### Written request
Copy all lines that contain the word "React".

### Data extract
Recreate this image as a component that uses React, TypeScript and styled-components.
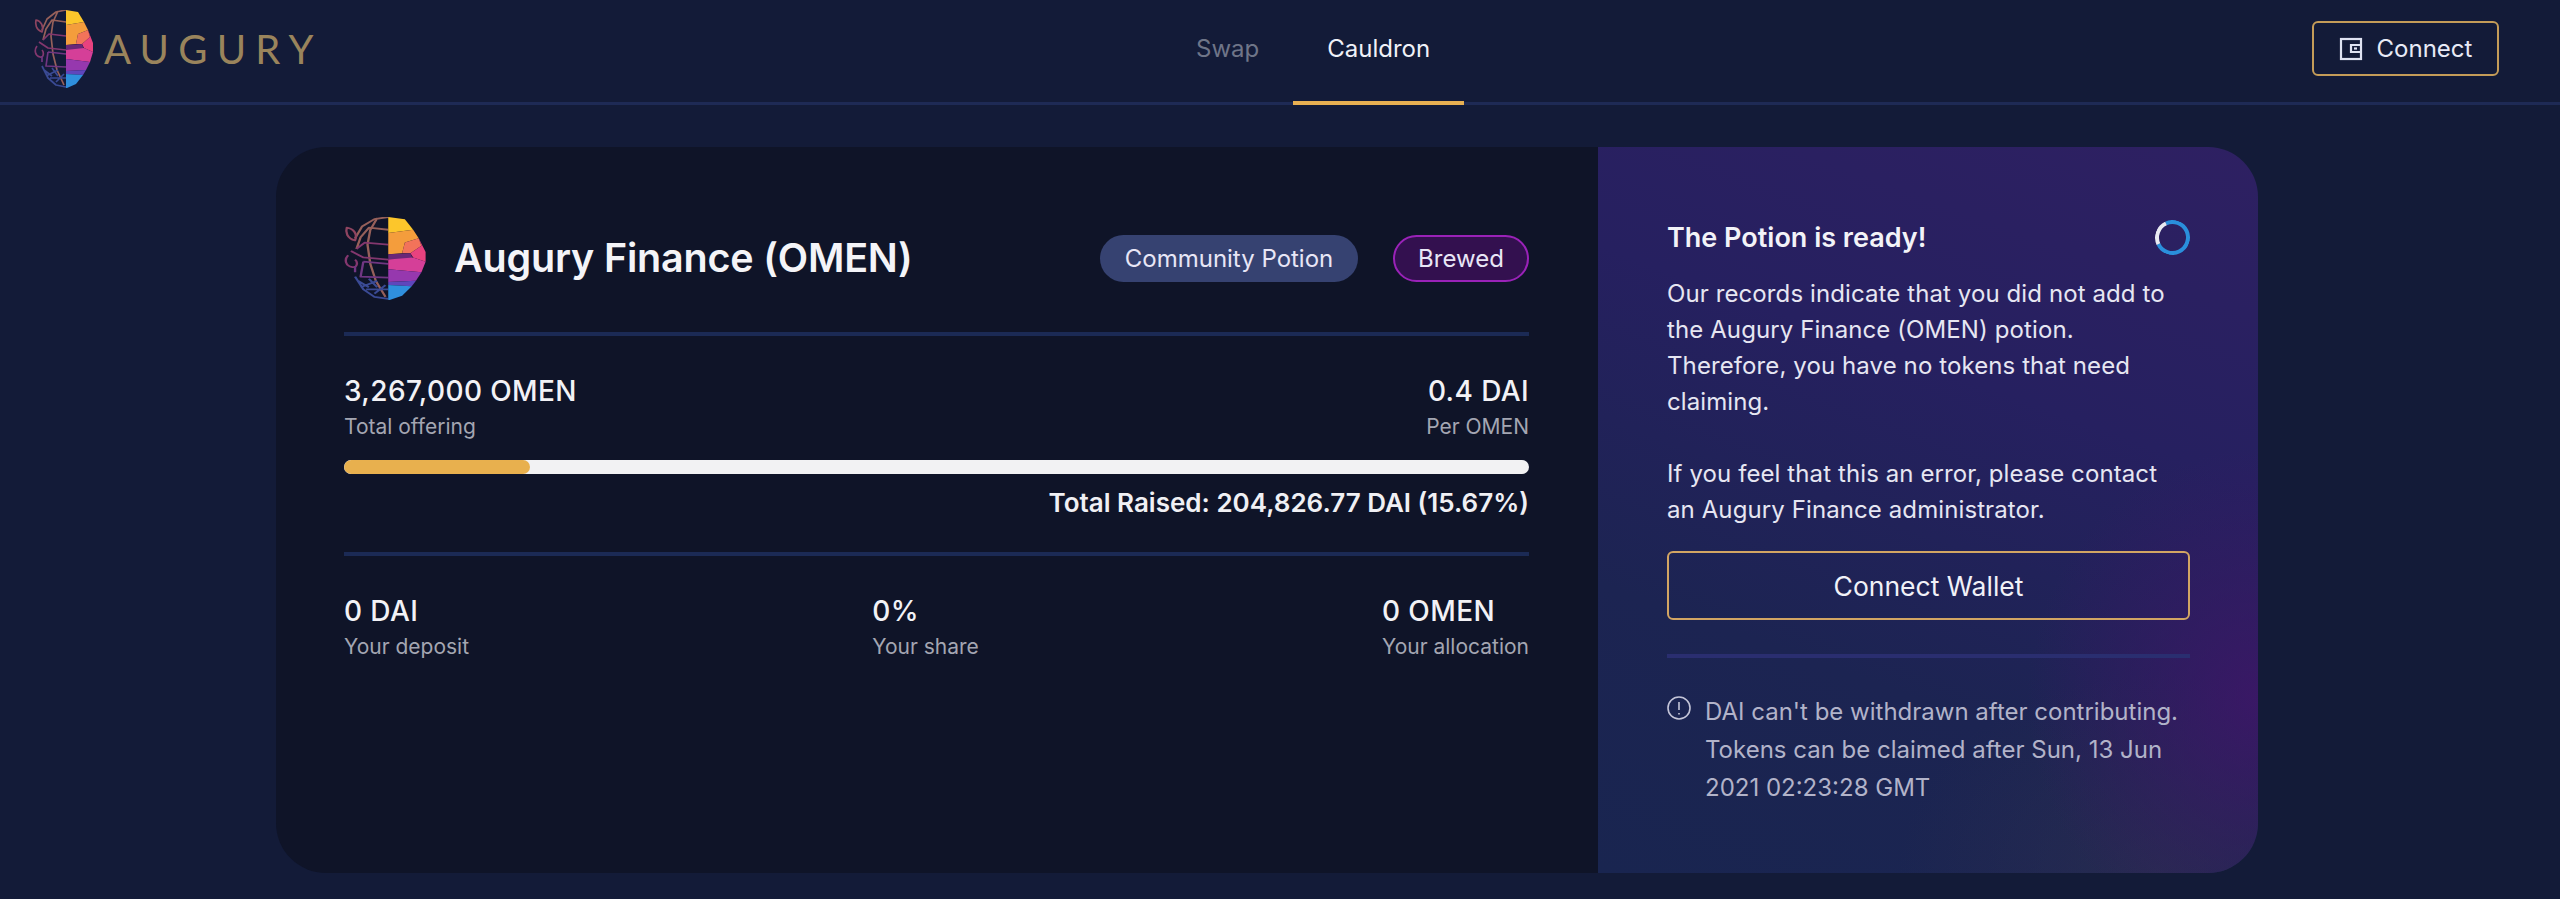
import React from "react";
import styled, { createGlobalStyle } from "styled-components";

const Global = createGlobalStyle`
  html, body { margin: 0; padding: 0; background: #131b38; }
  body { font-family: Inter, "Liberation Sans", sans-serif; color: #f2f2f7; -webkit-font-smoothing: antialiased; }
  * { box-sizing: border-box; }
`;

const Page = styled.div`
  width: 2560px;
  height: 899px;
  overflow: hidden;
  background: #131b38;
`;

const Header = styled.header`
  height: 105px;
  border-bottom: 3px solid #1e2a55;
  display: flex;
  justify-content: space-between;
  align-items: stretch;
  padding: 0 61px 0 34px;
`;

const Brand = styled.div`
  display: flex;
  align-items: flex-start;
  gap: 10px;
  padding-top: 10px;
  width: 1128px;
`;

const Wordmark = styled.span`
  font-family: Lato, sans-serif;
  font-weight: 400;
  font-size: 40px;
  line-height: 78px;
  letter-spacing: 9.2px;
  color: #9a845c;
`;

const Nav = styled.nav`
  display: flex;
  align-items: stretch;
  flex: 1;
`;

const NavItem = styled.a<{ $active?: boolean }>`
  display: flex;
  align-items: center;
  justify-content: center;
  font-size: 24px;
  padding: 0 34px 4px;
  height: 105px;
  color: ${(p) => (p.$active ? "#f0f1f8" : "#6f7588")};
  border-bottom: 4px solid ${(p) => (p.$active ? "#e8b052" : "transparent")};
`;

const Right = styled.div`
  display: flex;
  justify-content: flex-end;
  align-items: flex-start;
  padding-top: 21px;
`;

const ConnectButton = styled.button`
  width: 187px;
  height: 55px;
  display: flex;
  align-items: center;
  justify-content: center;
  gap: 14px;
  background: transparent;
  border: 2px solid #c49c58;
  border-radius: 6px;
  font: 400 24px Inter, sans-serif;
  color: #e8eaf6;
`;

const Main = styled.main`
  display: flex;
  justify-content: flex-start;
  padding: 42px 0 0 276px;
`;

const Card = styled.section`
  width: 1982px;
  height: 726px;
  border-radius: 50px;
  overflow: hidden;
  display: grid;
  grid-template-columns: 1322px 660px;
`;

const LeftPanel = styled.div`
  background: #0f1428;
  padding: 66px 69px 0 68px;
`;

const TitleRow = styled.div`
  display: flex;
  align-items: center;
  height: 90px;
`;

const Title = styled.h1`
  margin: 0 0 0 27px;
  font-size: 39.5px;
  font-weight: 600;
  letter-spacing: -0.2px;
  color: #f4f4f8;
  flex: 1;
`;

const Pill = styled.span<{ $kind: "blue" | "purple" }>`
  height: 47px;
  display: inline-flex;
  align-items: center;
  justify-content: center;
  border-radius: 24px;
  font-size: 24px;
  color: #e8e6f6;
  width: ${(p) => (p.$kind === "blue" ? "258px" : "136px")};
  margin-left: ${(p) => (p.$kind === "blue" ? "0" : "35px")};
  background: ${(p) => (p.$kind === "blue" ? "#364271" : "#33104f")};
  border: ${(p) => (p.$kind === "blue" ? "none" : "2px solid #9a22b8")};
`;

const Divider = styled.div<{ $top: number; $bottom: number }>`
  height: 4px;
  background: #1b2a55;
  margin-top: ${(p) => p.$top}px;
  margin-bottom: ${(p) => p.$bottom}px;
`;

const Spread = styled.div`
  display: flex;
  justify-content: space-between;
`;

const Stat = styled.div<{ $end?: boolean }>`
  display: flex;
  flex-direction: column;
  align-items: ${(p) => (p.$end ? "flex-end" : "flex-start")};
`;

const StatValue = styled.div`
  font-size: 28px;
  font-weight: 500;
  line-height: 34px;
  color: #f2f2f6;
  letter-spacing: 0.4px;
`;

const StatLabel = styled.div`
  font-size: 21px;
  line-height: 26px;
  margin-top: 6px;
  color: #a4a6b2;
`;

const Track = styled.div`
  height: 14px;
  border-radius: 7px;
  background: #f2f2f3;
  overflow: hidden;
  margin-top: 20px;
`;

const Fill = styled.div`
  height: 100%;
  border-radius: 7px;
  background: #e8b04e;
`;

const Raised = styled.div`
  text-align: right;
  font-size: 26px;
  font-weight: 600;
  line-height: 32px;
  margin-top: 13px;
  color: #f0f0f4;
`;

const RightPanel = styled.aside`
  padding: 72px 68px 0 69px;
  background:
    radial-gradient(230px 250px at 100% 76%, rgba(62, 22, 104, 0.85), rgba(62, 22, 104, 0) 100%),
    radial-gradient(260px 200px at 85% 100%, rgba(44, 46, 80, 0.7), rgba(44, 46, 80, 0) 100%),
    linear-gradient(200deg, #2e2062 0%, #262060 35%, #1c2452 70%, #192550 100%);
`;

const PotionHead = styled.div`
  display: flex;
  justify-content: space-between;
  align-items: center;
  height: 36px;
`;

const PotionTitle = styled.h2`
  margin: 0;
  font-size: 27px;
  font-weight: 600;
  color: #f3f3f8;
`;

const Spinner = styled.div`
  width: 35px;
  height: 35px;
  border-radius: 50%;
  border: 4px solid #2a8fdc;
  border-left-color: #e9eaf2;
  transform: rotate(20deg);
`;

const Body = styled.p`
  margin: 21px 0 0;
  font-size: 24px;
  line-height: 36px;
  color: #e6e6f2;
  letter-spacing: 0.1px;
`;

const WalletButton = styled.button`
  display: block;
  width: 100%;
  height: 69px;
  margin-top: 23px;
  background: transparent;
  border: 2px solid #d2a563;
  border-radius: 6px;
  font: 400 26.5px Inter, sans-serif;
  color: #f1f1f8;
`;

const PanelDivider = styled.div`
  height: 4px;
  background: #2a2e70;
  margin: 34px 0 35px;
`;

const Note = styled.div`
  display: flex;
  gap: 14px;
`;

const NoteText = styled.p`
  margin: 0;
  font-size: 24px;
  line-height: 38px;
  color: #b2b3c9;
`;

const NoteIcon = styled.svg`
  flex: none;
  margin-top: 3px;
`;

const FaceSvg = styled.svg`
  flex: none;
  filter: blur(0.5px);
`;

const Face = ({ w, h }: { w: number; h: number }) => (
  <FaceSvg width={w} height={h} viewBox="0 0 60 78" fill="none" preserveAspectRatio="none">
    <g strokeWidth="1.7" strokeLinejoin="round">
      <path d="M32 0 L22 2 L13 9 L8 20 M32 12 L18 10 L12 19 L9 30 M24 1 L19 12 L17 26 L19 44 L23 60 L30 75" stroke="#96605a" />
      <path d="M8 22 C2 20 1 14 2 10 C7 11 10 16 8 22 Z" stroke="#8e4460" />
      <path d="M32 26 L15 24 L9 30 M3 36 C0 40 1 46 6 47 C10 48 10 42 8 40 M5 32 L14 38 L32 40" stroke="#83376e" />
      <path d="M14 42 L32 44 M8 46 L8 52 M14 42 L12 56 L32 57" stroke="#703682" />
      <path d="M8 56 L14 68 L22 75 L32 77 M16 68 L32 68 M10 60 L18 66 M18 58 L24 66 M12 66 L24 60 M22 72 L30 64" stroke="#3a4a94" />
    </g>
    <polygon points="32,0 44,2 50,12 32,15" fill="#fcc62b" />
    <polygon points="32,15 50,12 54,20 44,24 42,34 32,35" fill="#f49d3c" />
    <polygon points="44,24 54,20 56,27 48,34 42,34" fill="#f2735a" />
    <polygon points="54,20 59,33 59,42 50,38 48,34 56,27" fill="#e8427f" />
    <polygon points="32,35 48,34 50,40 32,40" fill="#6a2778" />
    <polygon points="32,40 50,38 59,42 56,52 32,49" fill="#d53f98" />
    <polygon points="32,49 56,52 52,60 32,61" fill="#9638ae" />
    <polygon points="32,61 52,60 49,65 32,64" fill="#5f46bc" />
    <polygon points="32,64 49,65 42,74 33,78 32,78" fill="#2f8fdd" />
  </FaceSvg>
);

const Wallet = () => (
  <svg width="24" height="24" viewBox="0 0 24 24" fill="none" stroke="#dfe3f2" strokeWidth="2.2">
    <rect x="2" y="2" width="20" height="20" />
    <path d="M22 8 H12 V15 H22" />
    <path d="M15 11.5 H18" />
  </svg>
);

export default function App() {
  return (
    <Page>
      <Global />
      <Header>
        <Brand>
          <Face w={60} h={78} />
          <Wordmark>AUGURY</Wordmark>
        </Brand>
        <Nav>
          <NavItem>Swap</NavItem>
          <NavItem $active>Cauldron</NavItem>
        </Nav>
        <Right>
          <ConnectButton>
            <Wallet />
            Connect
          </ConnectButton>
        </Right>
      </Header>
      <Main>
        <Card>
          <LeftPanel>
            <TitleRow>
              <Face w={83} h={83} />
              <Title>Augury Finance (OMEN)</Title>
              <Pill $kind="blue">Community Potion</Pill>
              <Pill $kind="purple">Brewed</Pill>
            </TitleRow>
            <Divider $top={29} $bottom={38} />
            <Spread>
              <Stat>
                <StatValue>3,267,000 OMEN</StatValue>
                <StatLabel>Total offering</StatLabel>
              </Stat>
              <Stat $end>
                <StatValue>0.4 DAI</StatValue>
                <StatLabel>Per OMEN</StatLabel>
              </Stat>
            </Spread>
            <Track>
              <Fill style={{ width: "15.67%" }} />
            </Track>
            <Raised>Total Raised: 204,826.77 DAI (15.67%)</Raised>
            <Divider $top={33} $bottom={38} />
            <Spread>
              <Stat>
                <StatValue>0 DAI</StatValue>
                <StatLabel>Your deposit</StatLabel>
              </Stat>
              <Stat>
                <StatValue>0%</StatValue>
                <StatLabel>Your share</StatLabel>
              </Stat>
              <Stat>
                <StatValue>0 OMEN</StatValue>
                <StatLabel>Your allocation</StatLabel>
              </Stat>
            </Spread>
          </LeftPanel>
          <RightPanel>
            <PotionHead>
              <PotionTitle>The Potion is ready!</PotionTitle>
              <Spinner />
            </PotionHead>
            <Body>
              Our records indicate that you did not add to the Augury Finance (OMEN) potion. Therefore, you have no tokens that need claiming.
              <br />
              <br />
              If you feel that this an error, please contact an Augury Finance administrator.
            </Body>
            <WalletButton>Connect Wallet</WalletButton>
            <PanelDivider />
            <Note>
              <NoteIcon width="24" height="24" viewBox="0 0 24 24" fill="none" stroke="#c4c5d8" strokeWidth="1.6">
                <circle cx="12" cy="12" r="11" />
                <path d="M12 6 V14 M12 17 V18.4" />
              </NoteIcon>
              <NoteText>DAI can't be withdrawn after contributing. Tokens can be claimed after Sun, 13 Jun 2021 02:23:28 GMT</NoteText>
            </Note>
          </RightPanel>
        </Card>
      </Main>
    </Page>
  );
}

### Answer
Recreate this image as a component that uses React, TypeScript and styled-components.
import React from "react";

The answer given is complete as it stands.